Exercise instructions: Set down the material below in full, matching it exactly.

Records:
........

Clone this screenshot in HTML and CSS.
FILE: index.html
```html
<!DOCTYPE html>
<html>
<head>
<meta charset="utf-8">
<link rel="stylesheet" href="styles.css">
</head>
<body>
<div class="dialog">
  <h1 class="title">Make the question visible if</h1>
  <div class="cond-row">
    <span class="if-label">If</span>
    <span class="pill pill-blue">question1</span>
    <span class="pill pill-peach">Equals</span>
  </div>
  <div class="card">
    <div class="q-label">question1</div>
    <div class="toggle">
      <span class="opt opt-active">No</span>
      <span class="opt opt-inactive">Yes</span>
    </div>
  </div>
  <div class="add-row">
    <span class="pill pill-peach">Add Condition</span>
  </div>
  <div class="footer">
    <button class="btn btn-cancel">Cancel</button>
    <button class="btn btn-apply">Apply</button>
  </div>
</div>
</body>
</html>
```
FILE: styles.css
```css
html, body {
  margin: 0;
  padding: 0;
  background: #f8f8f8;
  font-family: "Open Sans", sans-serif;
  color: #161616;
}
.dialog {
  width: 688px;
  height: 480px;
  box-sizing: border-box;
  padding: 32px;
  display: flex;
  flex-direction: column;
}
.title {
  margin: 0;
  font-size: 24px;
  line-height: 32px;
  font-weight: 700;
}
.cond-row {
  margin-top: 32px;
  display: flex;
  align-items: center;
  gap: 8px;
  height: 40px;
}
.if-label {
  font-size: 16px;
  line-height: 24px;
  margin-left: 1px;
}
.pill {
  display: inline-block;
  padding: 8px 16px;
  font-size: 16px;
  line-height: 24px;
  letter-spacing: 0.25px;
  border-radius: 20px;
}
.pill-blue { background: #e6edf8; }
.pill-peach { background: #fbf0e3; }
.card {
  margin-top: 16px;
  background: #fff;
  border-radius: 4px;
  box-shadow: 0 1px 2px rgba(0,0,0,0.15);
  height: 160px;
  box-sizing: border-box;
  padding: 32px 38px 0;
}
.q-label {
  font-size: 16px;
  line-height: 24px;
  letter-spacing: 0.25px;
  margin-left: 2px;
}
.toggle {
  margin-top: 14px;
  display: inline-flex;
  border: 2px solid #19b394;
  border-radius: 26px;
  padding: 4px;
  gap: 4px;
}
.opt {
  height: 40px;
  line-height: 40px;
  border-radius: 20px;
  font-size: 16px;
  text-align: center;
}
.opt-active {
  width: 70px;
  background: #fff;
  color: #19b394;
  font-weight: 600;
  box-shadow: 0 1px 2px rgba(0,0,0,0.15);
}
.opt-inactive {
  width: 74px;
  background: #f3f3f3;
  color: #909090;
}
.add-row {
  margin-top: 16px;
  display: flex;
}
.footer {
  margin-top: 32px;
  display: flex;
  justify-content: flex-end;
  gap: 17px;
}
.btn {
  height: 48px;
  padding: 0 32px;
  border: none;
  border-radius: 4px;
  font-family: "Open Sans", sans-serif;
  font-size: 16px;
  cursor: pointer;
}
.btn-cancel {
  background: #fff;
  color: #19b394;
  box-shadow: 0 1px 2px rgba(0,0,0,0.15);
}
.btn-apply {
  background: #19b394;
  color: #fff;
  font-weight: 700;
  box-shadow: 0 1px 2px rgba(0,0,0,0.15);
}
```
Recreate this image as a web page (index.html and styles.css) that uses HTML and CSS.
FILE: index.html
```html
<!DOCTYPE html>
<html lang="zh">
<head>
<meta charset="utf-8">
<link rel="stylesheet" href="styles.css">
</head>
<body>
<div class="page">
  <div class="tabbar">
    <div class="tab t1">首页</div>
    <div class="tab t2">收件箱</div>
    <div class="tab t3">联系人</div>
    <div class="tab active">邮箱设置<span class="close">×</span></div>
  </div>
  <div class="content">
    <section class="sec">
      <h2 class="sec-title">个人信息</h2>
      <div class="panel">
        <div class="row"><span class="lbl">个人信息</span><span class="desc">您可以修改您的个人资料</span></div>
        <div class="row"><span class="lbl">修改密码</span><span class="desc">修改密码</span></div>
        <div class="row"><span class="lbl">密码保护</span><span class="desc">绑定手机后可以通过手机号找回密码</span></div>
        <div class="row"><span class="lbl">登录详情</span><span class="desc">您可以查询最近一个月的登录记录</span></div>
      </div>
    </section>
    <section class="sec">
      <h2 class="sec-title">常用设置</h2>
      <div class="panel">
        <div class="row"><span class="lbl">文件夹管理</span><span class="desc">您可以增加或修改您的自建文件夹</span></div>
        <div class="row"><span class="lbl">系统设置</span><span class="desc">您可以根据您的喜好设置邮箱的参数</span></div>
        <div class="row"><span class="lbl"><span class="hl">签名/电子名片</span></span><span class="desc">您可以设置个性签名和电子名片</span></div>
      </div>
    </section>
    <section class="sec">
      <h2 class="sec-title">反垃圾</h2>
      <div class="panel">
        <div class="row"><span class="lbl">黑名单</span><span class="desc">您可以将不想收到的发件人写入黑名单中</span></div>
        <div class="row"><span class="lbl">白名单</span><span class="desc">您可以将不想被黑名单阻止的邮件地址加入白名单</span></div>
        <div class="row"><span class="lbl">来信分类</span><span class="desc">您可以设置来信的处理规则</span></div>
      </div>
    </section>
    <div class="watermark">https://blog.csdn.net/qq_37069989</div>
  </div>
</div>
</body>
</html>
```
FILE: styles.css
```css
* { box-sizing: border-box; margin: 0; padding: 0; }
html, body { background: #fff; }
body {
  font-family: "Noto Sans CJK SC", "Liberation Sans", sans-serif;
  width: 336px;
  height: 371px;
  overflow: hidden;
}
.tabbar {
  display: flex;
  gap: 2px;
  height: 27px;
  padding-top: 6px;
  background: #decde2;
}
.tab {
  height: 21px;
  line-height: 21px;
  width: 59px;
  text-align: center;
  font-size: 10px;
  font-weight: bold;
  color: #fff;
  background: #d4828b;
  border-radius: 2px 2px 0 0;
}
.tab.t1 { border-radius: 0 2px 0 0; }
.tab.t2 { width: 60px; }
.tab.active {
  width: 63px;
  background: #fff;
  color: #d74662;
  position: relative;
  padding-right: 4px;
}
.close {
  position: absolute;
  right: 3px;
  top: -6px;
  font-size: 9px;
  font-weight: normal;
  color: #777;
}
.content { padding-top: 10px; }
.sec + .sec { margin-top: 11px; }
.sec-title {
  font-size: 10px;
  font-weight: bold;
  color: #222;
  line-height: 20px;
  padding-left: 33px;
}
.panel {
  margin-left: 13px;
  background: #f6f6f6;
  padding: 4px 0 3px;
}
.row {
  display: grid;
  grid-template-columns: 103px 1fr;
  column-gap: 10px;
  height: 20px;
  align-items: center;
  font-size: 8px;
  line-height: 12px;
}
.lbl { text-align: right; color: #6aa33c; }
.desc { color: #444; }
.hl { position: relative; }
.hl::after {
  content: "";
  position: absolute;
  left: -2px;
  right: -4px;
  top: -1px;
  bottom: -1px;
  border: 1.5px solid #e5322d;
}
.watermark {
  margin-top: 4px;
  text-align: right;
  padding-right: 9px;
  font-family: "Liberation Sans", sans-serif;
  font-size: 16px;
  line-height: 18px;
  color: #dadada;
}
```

........

Answer to the task:
Clone this screenshot in HTML and CSS.
FILE: index.html
```html
<!DOCTYPE html>
<html>
<head>
<meta charset="utf-8">
<link rel="stylesheet" href="styles.css">
</head>
<body>
<div class="dialog">
  <h1 class="title">Make the question visible if</h1>
  <div class="cond-row">
    <span class="if-label">If</span>
    <span class="pill pill-blue">question1</span>
    <span class="pill pill-peach">Equals</span>
  </div>
  <div class="card">
    <div class="q-label">question1</div>
    <div class="toggle">
      <span class="opt opt-active">No</span>
      <span class="opt opt-inactive">Yes</span>
    </div>
  </div>
  <div class="add-row">
    <span class="pill pill-peach">Add Condition</span>
  </div>
  <div class="footer">
    <button class="btn btn-cancel">Cancel</button>
    <button class="btn btn-apply">Apply</button>
  </div>
</div>
</body>
</html>
```
FILE: styles.css
```css
html, body {
  margin: 0;
  padding: 0;
  background: #f8f8f8;
  font-family: "Open Sans", sans-serif;
  color: #161616;
}
.dialog {
  width: 688px;
  height: 480px;
  box-sizing: border-box;
  padding: 32px;
  display: flex;
  flex-direction: column;
}
.title {
  margin: 0;
  font-size: 24px;
  line-height: 32px;
  font-weight: 700;
}
.cond-row {
  margin-top: 32px;
  display: flex;
  align-items: center;
  gap: 8px;
  height: 40px;
}
.if-label {
  font-size: 16px;
  line-height: 24px;
  margin-left: 1px;
}
.pill {
  display: inline-block;
  padding: 8px 16px;
  font-size: 16px;
  line-height: 24px;
  letter-spacing: 0.25px;
  border-radius: 20px;
}
.pill-blue { background: #e6edf8; }
.pill-peach { background: #fbf0e3; }
.card {
  margin-top: 16px;
  background: #fff;
  border-radius: 4px;
  box-shadow: 0 1px 2px rgba(0,0,0,0.15);
  height: 160px;
  box-sizing: border-box;
  padding: 32px 38px 0;
}
.q-label {
  font-size: 16px;
  line-height: 24px;
  letter-spacing: 0.25px;
  margin-left: 2px;
}
.toggle {
  margin-top: 14px;
  display: inline-flex;
  border: 2px solid #19b394;
  border-radius: 26px;
  padding: 4px;
  gap: 4px;
}
.opt {
  height: 40px;
  line-height: 40px;
  border-radius: 20px;
  font-size: 16px;
  text-align: center;
}
.opt-active {
  width: 70px;
  background: #fff;
  color: #19b394;
  font-weight: 600;
  box-shadow: 0 1px 2px rgba(0,0,0,0.15);
}
.opt-inactive {
  width: 74px;
  background: #f3f3f3;
  color: #909090;
}
.add-row {
  margin-top: 16px;
  display: flex;
}
.footer {
  margin-top: 32px;
  display: flex;
  justify-content: flex-end;
  gap: 17px;
}
.btn {
  height: 48px;
  padding: 0 32px;
  border: none;
  border-radius: 4px;
  font-family: "Open Sans", sans-serif;
  font-size: 16px;
  cursor: pointer;
}
.btn-cancel {
  background: #fff;
  color: #19b394;
  box-shadow: 0 1px 2px rgba(0,0,0,0.15);
}
.btn-apply {
  background: #19b394;
  color: #fff;
  font-weight: 700;
  box-shadow: 0 1px 2px rgba(0,0,0,0.15);
}
```
Recreate this image as a web page (index.html and styles.css) that uses HTML and CSS.
FILE: index.html
```html
<!DOCTYPE html>
<html lang="zh">
<head>
<meta charset="utf-8">
<link rel="stylesheet" href="styles.css">
</head>
<body>
<div class="page">
  <div class="tabbar">
    <div class="tab t1">首页</div>
    <div class="tab t2">收件箱</div>
    <div class="tab t3">联系人</div>
    <div class="tab active">邮箱设置<span class="close">×</span></div>
  </div>
  <div class="content">
    <section class="sec">
      <h2 class="sec-title">个人信息</h2>
      <div class="panel">
        <div class="row"><span class="lbl">个人信息</span><span class="desc">您可以修改您的个人资料</span></div>
        <div class="row"><span class="lbl">修改密码</span><span class="desc">修改密码</span></div>
        <div class="row"><span class="lbl">密码保护</span><span class="desc">绑定手机后可以通过手机号找回密码</span></div>
        <div class="row"><span class="lbl">登录详情</span><span class="desc">您可以查询最近一个月的登录记录</span></div>
      </div>
    </section>
    <section class="sec">
      <h2 class="sec-title">常用设置</h2>
      <div class="panel">
        <div class="row"><span class="lbl">文件夹管理</span><span class="desc">您可以增加或修改您的自建文件夹</span></div>
        <div class="row"><span class="lbl">系统设置</span><span class="desc">您可以根据您的喜好设置邮箱的参数</span></div>
        <div class="row"><span class="lbl"><span class="hl">签名/电子名片</span></span><span class="desc">您可以设置个性签名和电子名片</span></div>
      </div>
    </section>
    <section class="sec">
      <h2 class="sec-title">反垃圾</h2>
      <div class="panel">
        <div class="row"><span class="lbl">黑名单</span><span class="desc">您可以将不想收到的发件人写入黑名单中</span></div>
        <div class="row"><span class="lbl">白名单</span><span class="desc">您可以将不想被黑名单阻止的邮件地址加入白名单</span></div>
        <div class="row"><span class="lbl">来信分类</span><span class="desc">您可以设置来信的处理规则</span></div>
      </div>
    </section>
    <div class="watermark">https://blog.csdn.net/qq_37069989</div>
  </div>
</div>
</body>
</html>
```
FILE: styles.css
```css
* { box-sizing: border-box; margin: 0; padding: 0; }
html, body { background: #fff; }
body {
  font-family: "Noto Sans CJK SC", "Liberation Sans", sans-serif;
  width: 336px;
  height: 371px;
  overflow: hidden;
}
.tabbar {
  display: flex;
  gap: 2px;
  height: 27px;
  padding-top: 6px;
  background: #decde2;
}
.tab {
  height: 21px;
  line-height: 21px;
  width: 59px;
  text-align: center;
  font-size: 10px;
  font-weight: bold;
  color: #fff;
  background: #d4828b;
  border-radius: 2px 2px 0 0;
}
.tab.t1 { border-radius: 0 2px 0 0; }
.tab.t2 { width: 60px; }
.tab.active {
  width: 63px;
  background: #fff;
  color: #d74662;
  position: relative;
  padding-right: 4px;
}
.close {
  position: absolute;
  right: 3px;
  top: -6px;
  font-size: 9px;
  font-weight: normal;
  color: #777;
}
.content { padding-top: 10px; }
.sec + .sec { margin-top: 11px; }
.sec-title {
  font-size: 10px;
  font-weight: bold;
  color: #222;
  line-height: 20px;
  padding-left: 33px;
}
.panel {
  margin-left: 13px;
  background: #f6f6f6;
  padding: 4px 0 3px;
}
.row {
  display: grid;
  grid-template-columns: 103px 1fr;
  column-gap: 10px;
  height: 20px;
  align-items: center;
  font-size: 8px;
  line-height: 12px;
}
.lbl { text-align: right; color: #6aa33c; }
.desc { color: #444; }
.hl { position: relative; }
.hl::after {
  content: "";
  position: absolute;
  left: -2px;
  right: -4px;
  top: -1px;
  bottom: -1px;
  border: 1.5px solid #e5322d;
}
.watermark {
  margin-top: 4px;
  text-align: right;
  padding-right: 9px;
  font-family: "Liberation Sans", sans-serif;
  font-size: 16px;
  line-height: 18px;
  color: #dadada;
}
```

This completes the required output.